What can I say of the dearly departed 2010? Thousands of others have picked apart it's remains to create "Top 10" lists. By now we've got more than enough predictions for 2011, so I'd rather spend my time focusing on what 2010 was in the microcosm of my own life.
2010 was a year of massive, earthshaking change for me. True, selling my agency in 2009 was a pretty significant event, but as President, I was still as much a part of it as I had been for the previous 15 years. When I decided in late summer of last year that the time had come for me to move on, that's when things really got weird!
I was faced with the emotional and logistical challenge of separating myself from an entity that I had been inseparable from for almost half of my life. For a decade and a half, Jeff Greenhouse was Singularity, and Singularity was Jeff Greenhouse. My personal and business communications, and my identity in general, was interwoven with my business persona like spaghetti. I had to unwind each thread to sort it out, and there is still the occasional personal email that my former colleagues have to forward over to me from my old account.
When all was said and done, I reached a truly surreal moment of handing over my keys and walking out the office door. The thing is, my body left more easily than my mind. After so many years of constant attention to every aspect of the business, I would say it took 3-4 weeks for the "buzzing" in my head to fade. I had four or five work-related dreams in those first weeks (let's call those the "ghosts of workdays past"), but I finally got to the point where I could feel the space between me and my old identity.
"It's quiet. Too quiet!"
That line describes the next stage of my transition. I was finally JUST Jeff Greenhouse, for the first time in almost 16 years. But who IS Jeff Greenhouse? It wasn't some huge metaphysical question. I know who I am on a personal level. This was a question of brand and professional identity.
I have to admit, even after 15 years of experience with branding, I struggled with this one. One of the things that has made me successful is my ability to live in, travel between, and speak the language of multiple worlds (business, design, technology, food, entrepreneurship, etc) at the same time. That ability also made developing my personal brand a real challenge Branding yourself is a lot easier when you only do one thing.

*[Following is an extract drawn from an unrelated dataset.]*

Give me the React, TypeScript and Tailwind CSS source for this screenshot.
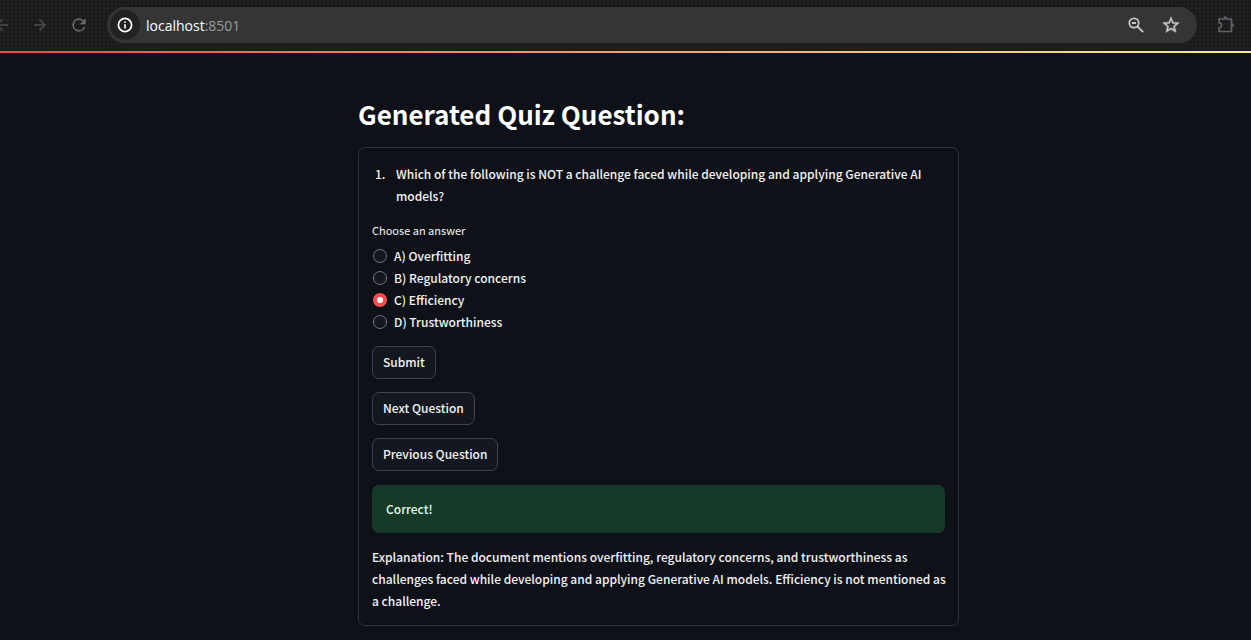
import { useState } from "react";

const answers = ["A) Overfitting", "B) Regulatory concerns", "C) Efficiency", "D) Trustworthiness"];

function BrowserBar() {
  return (
    <header className="flex h-[51px] items-start bg-[#1f1f1f] bg-[radial-gradient(#181818_1px,transparent_1px)] bg-size-[4px_4px] pt-[7px] font-['Open_Sans',sans-serif]">
      <nav className="flex h-9 w-[107px] shrink-0 items-center overflow-hidden text-[#4b4d50]" aria-label="Browser navigation">
        <button type="button" aria-label="Back" className="-ml-[7px] w-[18px] shrink-0">
          <svg viewBox="0 0 24 24" className="size-[18px]" fill="currentColor"><path d="M20 11H7.8l5.6-5.6L12 4l-8 8 8 8 1.4-1.4L7.8 13H20z" /></svg>
        </button>
        <button type="button" aria-label="Forward" className="ml-5 w-[18px] shrink-0">
          <svg viewBox="0 0 24 24" className="size-[18px]" fill="currentColor"><path d="M4 11h12.2l-5.6-5.6L12 4l8 8-8 8-1.4-1.4 5.6-5.6H4z" /></svg>
        </button>
        <button type="button" aria-label="Reload" className="ml-5 w-5 shrink-0 text-[#66696d]">
          <svg viewBox="0 0 24 24" className="size-5" fill="currentColor"><path d="M17.65 6.35A7.95 7.95 0 0 0 12 4a8 8 0 1 0 7.73 10h-2.08A6 6 0 1 1 12 6c1.66 0 3.14.69 4.22 1.78L13 11h7V4z" /></svg>
        </button>
      </nav>
      <div className="flex h-9 grow items-center rounded-full bg-[#353535] pl-[3px] pr-4">
        <button type="button" aria-label="Site information" className="flex size-[30px] items-center justify-center rounded-full bg-[#222222] text-white">
          <svg viewBox="0 0 16 16" className="size-4" fill="none" stroke="currentColor" strokeWidth="1.7"><circle cx="8" cy="8" r="6.6" /><path d="M8 7.2v4.2M8 4.4v1.6" /></svg>
        </button>
        <p className="ml-[6px] grow text-[14px] text-white">localhost<span className="text-[#9b9b9b]">:8501</span></p>
        <button type="button" aria-label="Zoom" className="text-[#c7c7c7]">
          <svg viewBox="0 0 18 18" className="size-[18px]" fill="none" stroke="currentColor" strokeWidth="1.8"><circle cx="7" cy="7" r="4.7" /><path d="M10.5 10.5l5.700 5.700M5 7h4" /></svg>
        </button>
        <button type="button" aria-label="Bookmark" className="ml-4 text-[#c7c7c7]">
          <svg viewBox="0 0 24 24" className="size-5" fill="currentColor" stroke="currentColor" strokeWidth="0.5"><path d="M22 9.24l-7.19-.62L12 2 9.19 8.63 2 9.24l5.46 4.73L5.82 21 12 17.27 18.18 21l-1.63-7.03zM12 15.4l-3.76 2.27 1-4.28-3.32-2.88 4.38-.38L12 6.1l1.71 4.04 4.38.38-3.32 2.88 1 4.28z" /></svg>
        </button>
      </div>
      <button type="button" aria-label="Extensions" className="ml-[19px] mr-[15px] flex h-9 items-center text-[#5f6368]">
        <svg viewBox="0 0 20 20" className="size-5" fill="none" stroke="currentColor" strokeWidth="1.7" strokeLinejoin="round"><path d="M3 4h12.5v12.5H3v-3.6c3.4-.6 3.4-4.7 0-5.300z" /><path d="M7.500 3.200a1.900 1.900 0 0 1 3.800 0zM16.300 8.300a1.900 1.900 0 0 1 0 3.800z" fill="currentColor" stroke="none" /></svg>
      </button>
    </header>
  );
}

function ActionButton({ children }: { children: string }) {
  return (
    <button type="button" className="h-[33px] rounded-[7px] border border-[#41434b] bg-[#131720] px-[10px] pb-[2px] leading-[20px] font-medium">
      {children}
    </button>
  );
}

export default function App() {
  const [answer, setAnswer] = useState(answers[2]);
  return (
    <div className="min-h-screen border-b border-[#05060a] bg-[#0e1118] text-[#f3f3f3]">
      <BrowserBar />
      <div className="h-[2px] bg-linear-to-r from-[#e5484d] to-[#f3ee8b]" />
      <main className="pl-[66px] font-['Noto_Sans_CJK_SC',sans-serif] text-[12px] leading-[22px] font-medium">
        <div className="mx-auto max-w-[601px] pt-[42px] pb-[14px]">
          <h1 className="text-[26px] leading-[38px] font-bold text-white">Generated Quiz Question:</h1>
          <section className="mt-[14px] rounded-[7px] border border-[#303338] px-[13px] pt-[15px] pb-[13px]">
            <ol className="list-none">
              <li className="flex">
                <span className="w-[24px] shrink-0 pl-[3px]">1.</span>
                <span>Which of the following is NOT a challenge faced while developing and applying Generative AI models?</span>
              </li>
            </ol>
            <fieldset className="mt-[13px]">
              <legend className="text-[11px] leading-[20px] font-normal">Choose an answer</legend>
              <div className="mt-[5px]">
                {answers.map((text) => (
                  <label key={text} className="flex h-[22px] items-center gap-[7px] pl-[1px]">
                    <input
                      type="radio"
                      name="answer"
                      checked={answer === text}
                      onChange={() => setAnswer(text)}
                      className="size-[14px] appearance-none rounded-full border border-[#70737a] bg-[#131720] checked:border-[4px] checked:border-[#ff4b4b] checked:bg-white"
                    />
                    {text}
                  </label>
                ))}
              </div>
            </fieldset>
            <div className="mt-[13px] flex flex-col items-start gap-[13px]">
              <ActionButton>Submit</ActionButton>
              <ActionButton>Next Question</ActionButton>
              <ActionButton>Previous Question</ActionButton>
            </div>
            <p role="status" className="mt-[14px] rounded-[7px] bg-[#173928] px-[14px] py-[13px] text-[#dffde9]">Correct!</p>
            <p className="mt-[13px] -mr-2">
              Explanation: The document mentions overfitting, regulatory concerns, and trustworthiness as challenges faced while developing and applying Generative AI models. Efficiency is not mentioned as a challenge.
            </p>
          </section>
        </div>
      </main>
    </div>
  );
}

There was temptation to just pick one area of expertise and be done with it, but I realized I'd be doing myself a disservice if I took the easy way out. The fact is, we have to recognize who we really are and embrace it if we want to be truly successful. I am an entrepreneur and an interpreter. My ability to understand and traverse diverse worlds supports my passion and drive to create new things. That's who I am. Although there may be parts of me in hundreds of business books out there, I doubt there is a single one that describes me completely, and I'm fine with that.
So here I am, entering 2011 with a clean slate, a renewed sense of self, and a ton of enthusiasm about what this year will bring. It wasn't easy to take that big step in 2010, but it was completely worth it. I'm challenging each of you reading is post. Are you embracing who you really are? Are you finding your own future, or sitting in a pool of your past?